By Karen R. Smith
December 16 has been a noteworthy day for America for quite some time. In 1773, the date hosted the Boston Tea Party while in 1811, Missouri suffered an 8.0 earthquake. On December 16, 1835, a major fire destroyed hundreds of buildings in New York City. During the Civil War, the Battle of Nashville ended on this day, with a total of 4,400 casualties. On a lighter note, in 1893, the first female theater ushers escorted folks to their seats at the Majestic. Jack Dempsey KO’d Carl Morris in 14 seconds on December 16, 1918. Harry S. Truman proclaimed a state of emergency against “Communist Imperialism” on the same date in 1950 and the first White House press conference was held by Dwight D. Eisenhower on December 16, 1953.
For those in the water treatment and purification industry, however, the date is most often remembered as the anniversary of the federal Safe Drinking Water Act. Its 30th anniversary gives us the opportunity to assess its merits and accomplishments.
Thanks to that legislation, Americans today enjoy one of the safest and cleanest water supplies in the world. The number of regulated drinking water contaminants has grown from 23 in 1974 to nearly 100 in 2004, while unregulated contaminants are monitored by the Act as well.
A dozen years after its inception, President Ronald Reagan amended the legislation.
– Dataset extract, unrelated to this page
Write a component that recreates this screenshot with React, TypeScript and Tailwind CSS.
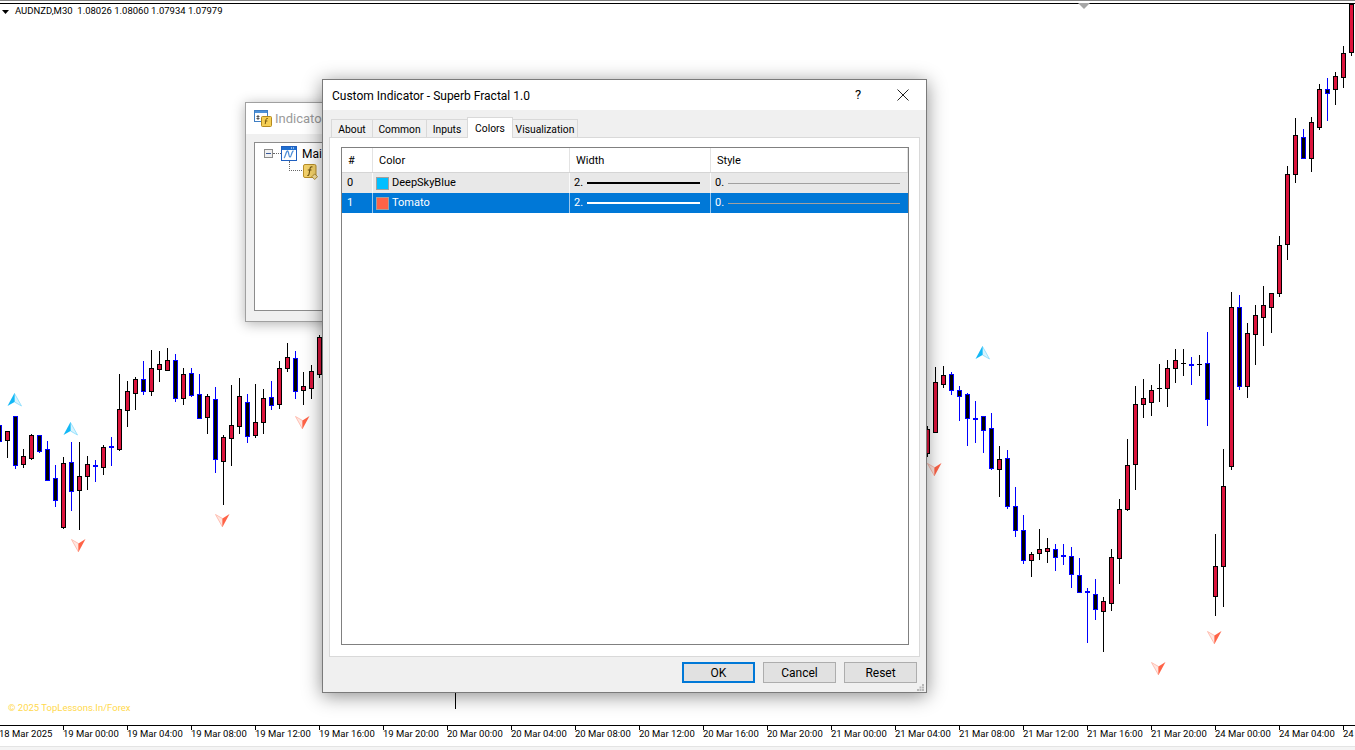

His 1986 measure mandated state-developed critical wellhead protection programs and required the development of drinking water standards for many contaminants which had been previously unregulated. The amendments also strengthened the EPA’s enforcement powers, including increased civil and criminal penalty provisions for violations. Groundwater disinfection treatment in certain water systems and monitoring requirements for public systems are also part of the amendments.
The Safe Water Drinking Act can be judged as an unqualified success in many ways. However, Americans are buying more bottled water than ever before. Are other factors at work in consumer decisions? Might the legislation be to blame?
Increased contaminants and monitoring create news—from simple announcements to contamination notices. Consumer confidence—which should be extremely high given the quality of U.S. water—instead appears to erode with each and every announcement.
Yet there is an upside to even that negative result. Your products and services are more in demand than ever before. From sanitation concerns to the desire for improved taste and clarity, Americans over the past three decades have sought out water industry products and services to improve their drinking water.
This may simply mean that the Act needs a better publicist, however, the industry as a whole has certainly reaped unintended benefits from its vigilance.
Still, we need to guard against complacency. Drought conditions persist in many states and the threat of terrorism continues. Watershed disputes abound. The good news is that these perils are creating a drive for technological innovation. New media, better filtration, atmospheric water generators, enhanced sanitation methods—there is change afoot in every aspect of the industry. Will you be in a position to embrace those changes? Does your current business plan allow for a potential paradigm shift?
The Safe Drinking Water Act may represent the best of farsighted federal legislation of our natural resources. However, it might be wise to note that on the very same day—December 16, 1974, there was an atomic weapons test at the Nevada Test Site. The effect on groundwater? Time will tell. It was also December 16, 1953 that Chuck Yeager flew > 2,575 kph in Bell X-1A …and a world of possibilities opened.
We’ll make it a point, in the coming issues of WC&P, to bring you the innovations in every aspect of the industry. Whether you are a distributer or a manufacturer, a bottler or a dealer, we’ll be focusing on the changes happening at every level, so your business can successfully evolve. When your anniversary rolls around this new year, take a moment to look back on where you’ve been and let us help you plan where you’re going.